Além disso, o termo tem algumas conotações reveladoras, que apontam para características básicas do nosso tema. Falamos numa presença islâmica, porque os muçulmanos e o seu modo de vida se tornaram visíveis e representam uma dinâmica sociopolítica e um factor cultural nas sociedades europeias. O que está actualmentepresente na Europa são formas divergentes do quotidiano muçulmano e os processos de desenvolvimento em curso de culturas islâmicas em diferentes ambientes novos. Razão porque mal se pode falar de "o Islão na Europa", porque nem Islão nem Europa podem ser vistos como corpos monolíticos.
O outro aspecto novo das culturas islâmicas na Europa moderna tem o seu exemplo vivo na NPI portuguesa. A herança cultural árabe da presença islâmica histórica é bastante visível na arquitectura e na linguagem, por exemplo, mas a presença muçulmana no Portugal de hoje não tem qualquer ligação sociodemográfica com a anterior população muçulmana.

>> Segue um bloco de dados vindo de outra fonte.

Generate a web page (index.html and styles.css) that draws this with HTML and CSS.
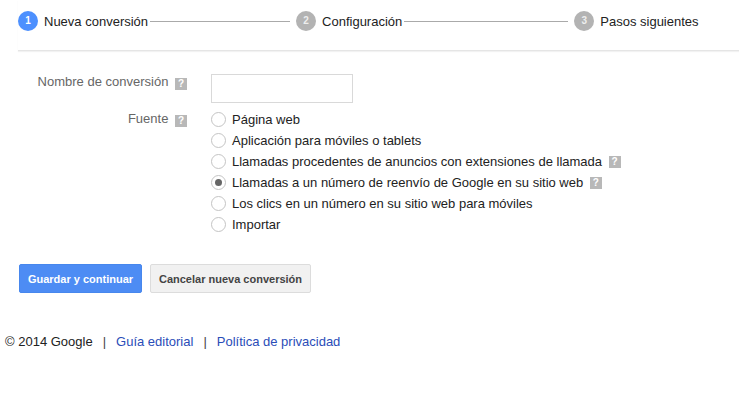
FILE: index.html
```html
<!DOCTYPE html>
<html lang="es">
<head>
  <meta charset="UTF-8" />
  <title>Nueva conversión</title>
  <link rel="stylesheet" href="styles.css">
</head>
<body>
  <div class="steps">
    <div class="step">
      <span class="step-num active">1</span>
      <span class="step-name">Nueva conversión</span>
    </div>
    <div class="step-line line-one"></div>
    <div class="step">
      <span class="step-num">2</span>
      <span class="step-name">Configuración</span>
    </div>
    <div class="step-line line-two"></div>
    <div class="step">
      <span class="step-num">3</span>
      <span class="step-name">Pasos siguientes</span>
    </div>
  </div>

  <form class="form">
    <div class="form-row row-name">
      <div class="form-label">Nombre de conversión <span class="help">?</span></div>
      <input class="text-input" type="text">
    </div>
    <div class="form-row">
      <div class="form-label label-source">Fuente <span class="help">?</span></div>
      <div class="options">
        <label class="option"><span class="radio"></span>Página web</label>
        <label class="option"><span class="radio"></span>Aplicación para móviles o tablets</label>
        <label class="option"><span class="radio"></span>Llamadas procedentes de anuncios con extensiones de llamada <span class="help">?</span></label>
        <label class="option"><span class="radio checked"></span>Llamadas a un número de reenvío de Google en su sitio web <span class="help">?</span></label>
        <label class="option"><span class="radio"></span>Los clics en un número en su sitio web para móviles</label>
        <label class="option"><span class="radio"></span>Importar</label>
      </div>
    </div>
    <div class="buttons">
      <button class="btn btn-primary" type="button">Guardar y continuar</button>
      <button class="btn btn-default" type="button">Cancelar nueva conversión</button>
    </div>
  </form>

  <div class="footer">
    <span>© 2014 Google</span>
    <span class="sep">|</span>
    <a href="#">Guía editorial</a>
    <span class="sep">|</span>
    <a href="#">Política de privacidad</a>
  </div>
</body>
</html>
```

FILE: styles.css
```css
body {
  margin: 0;
  background: #fff;
  font-family: "Liberation Sans", Arial, sans-serif;
  font-size: 13px;
  color: #222;
}

.steps {
  display: flex;
  align-items: center;
  height: 51px;
  margin-left: 18px;
  padding: 0 0 8px 0;
  box-sizing: border-box;
  border-bottom: 1px solid #e5e5e5;
  box-shadow: 0 1px 1px #f2f2f2;
}

.step {
  display: flex;
  align-items: center;
  gap: 6px;
}

.step-num {
  width: 20px;
  height: 20px;
  border-radius: 50%;
  background: #b3b3b3;
  color: #eee;
  font-size: 10px;
  font-weight: bold;
  line-height: 20px;
  text-align: center;
}

.step-num.active {
  background: #4d90fe;
  color: #fff;
}

.step-name {
  color: #222;
}

.step-line {
  height: 1px;
  background: #aaa;
  margin: 0 6px 0 2px;
}

.line-one {
  width: 140px;
}

.line-two {
  width: 164px;
}

.form {
  padding-top: 23px;
}

.form-row {
  display: flex;
  align-items: flex-start;
}

.row-name {
  margin-bottom: 6px;
}

.form-label {
  width: 187px;
  margin-right: 24px;
  text-align: right;
  color: #666;
  line-height: 16px;
}

.label-source {
  padding-top: 2px;
}

.text-input {
  width: 142px;
  height: 29px;
  margin: 0;
  padding: 0 4px;
  box-sizing: border-box;
  border: 1px solid #d9d9d9;
  background: #fff;
}

.help {
  display: inline-block;
  width: 12px;
  height: 12px;
  margin-left: 3px;
  background: #b8b8b8;
  color: #fff;
  font-size: 10px;
  font-weight: bold;
  line-height: 12px;
  text-align: center;
  vertical-align: -1px;
}

.options {
  display: flex;
  flex-direction: column;
}

.option {
  display: flex;
  align-items: center;
  height: 21px;
  white-space: pre;
}

.radio {
  width: 13px;
  height: 13px;
  margin-right: 6px;
  border: 1px solid #c4c4c4;
  border-radius: 50%;
  background: #fff;
  display: flex;
  align-items: center;
  justify-content: center;
}

.radio.checked::after {
  content: "";
  width: 7px;
  height: 7px;
  border-radius: 50%;
  background: #666;
}

.buttons {
  display: flex;
  gap: 8px;
  margin: 29px 0 0 19px;
}

.btn {
  height: 29px;
  padding: 0;
  border-radius: 2px;
  font-family: "Liberation Sans", Arial, sans-serif;
  font-size: 11px;
  font-weight: bold;
  white-space: nowrap;
}

.btn-primary {
  width: 123px;
  background: #4d8cf4;
  border: 1px solid #4787ed;
  color: #fff;
}

.btn-default {
  width: 161px;
  background: #f1f1f1;
  border: 1px solid #dcdcdc;
  color: #444;
}

.footer {
  display: flex;
  gap: 10px;
  margin: 41px 0 0 5px;
  line-height: 16px;
  color: #222;
}

.footer .sep {
  color: #444;
}

.footer a {
  color: #2a4db8;
  text-decoration: none;
}
```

Finalmente chamamos-lhe nova pela razão válida de que as actuais organizações islâmicas e grupos muçulmanos aqui se constituíram apenas em resultado da imigração. Isto é crucial, porque aparte muito poucas excepções, a imigração para a Europa resultou de decisões individuais, que não foram tomadas por razões religiosas, por exemplo, por objectivos missionários. Imigrantes muçulmanos conheceram-se pela primeira vez nos seus novos ambientes. Nos seus esforços para estabelecer, pelo menos, um mínimo de infra-estruturas culturais/religiosas, tiveram que escolher formas europeias de organização da comunidade (tais como "associações"), que são, dada a sua estrutura hierárquica, muitos estranhas aos contextos tradicionais islâmicos.